Rodriguez, in fact, became the third pitcher on the Red Barons’ 10-game
homestand to strike out 10 Scranton/Wilkes-Barre batters in a game.
   
Meanwhile, Pawtucket’s hitters pounded out four runs against Bobby Munoz in
the fourth inning and added another in the seventh, completing a 31-6
three-game domination of the Red Barons.
   
Pawtucket won its sixth straight and improved to 19-5.
   
“We got a great mix of everything,” said Pawtucket manager Buddy Bailey,
whose team now has a nine-game lead over the Red Barons in the International
League East. “We can’t sit here and lie. We have to be among the league
leaders in runs scored, we’ve had good pitching and the one thing that doesn’t
show up in the boxscore is we’ve had good defense.”
   
On the other hand, the Red Barons fell to 8-12 and completed their 10-game
homestand with a 4-6 record. They are now 4-11 at home and today begin a
critical 12-game road trip to three cities against teams with a combined
record of 39-27.
   
“When you’re going good … it seems like the foul lines stretch out four
or five feet and I’m sure Mike thinks that the foul lines were narrowed a bit
the past couple of days,” Bailey said.
   
Quade could be excused for thinking the walls were closing in on him on
Sunday.
   
As he packed up for the road trip that begins at Charlotte tonight, he had
to figure out what to do to replace injured second baseman Kevin Jordan, as
well as to deal with the possibility that Sunday’s injury to Philadelphia
center fielder Len Dykstra could affect his club.
   
“I went through a lot of this last year but, strangely enough, most of the
changes last year were pitching changes in Ottawa,” said Quade, comparing his
Ottawa team’s slow start last year to this year’s troubles by the Red Barons.
   
“That seemed to be a lot easier to deal with than losing regulars.”
   
Munoz, 1-2 since joining the Red Barons from Philadelphia, battled
Rodriguez through three scoreless innings before Pawtucket nailed him in the
fourth.
   
After a leadoff single, Greg Blosser reached on a catcher’s interference
against Mike Lieberthal, just back from two weeks of inactivity due to a wrist
injury.
   
The next two batters drove in runs with hits, another scored on a wild
pitch, and then a sacrifice fly added a fourth run.
   
After George Pedre led off the seventh with a double, Munoz was replaced by
Toby Borland and Pedre came around to score Pawtucket’s final run.
   
Rodriguez took a no-hitter into the fourth and a one-hitter into the sixth.

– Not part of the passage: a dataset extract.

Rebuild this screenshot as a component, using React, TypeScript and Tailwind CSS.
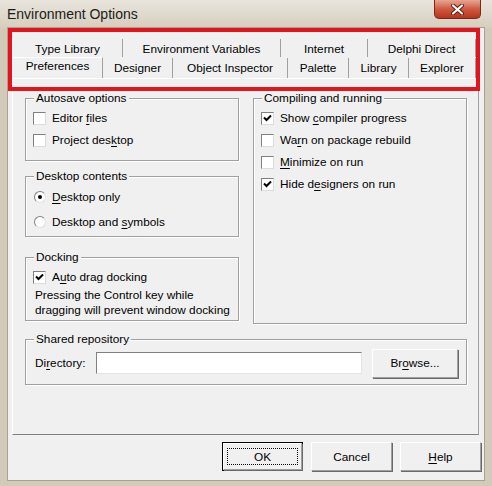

He had a shutout going into the ninth, but three singles — including an RBI
shot by Liebethal — ended that.
   
However, he struck out Tom Quinlan to join Dave Mlicki and Jason Grimsley
of Charlotte in fanning 10 Scranton/Wilkes-Barre hitters on the homestand.
   
“That’s one of the best performances I’ve seen by a young pitcher in a long
time,” Quade said of Rodriguez. “If that kid can continue to throw the ball
with that level of consistency, he’s going to make a lot of money in this
game.”
   
Pawtucket swept the Red Barons in an early-season series at Lackawanna
County Stadium last year, then lost five of its next six games here.
   
However, that club was not as highly-regarded as this one, which came into
the series with the best record in Class AAA baseball and the second-best
(behind Class A Savannah) in all of the minor leagues.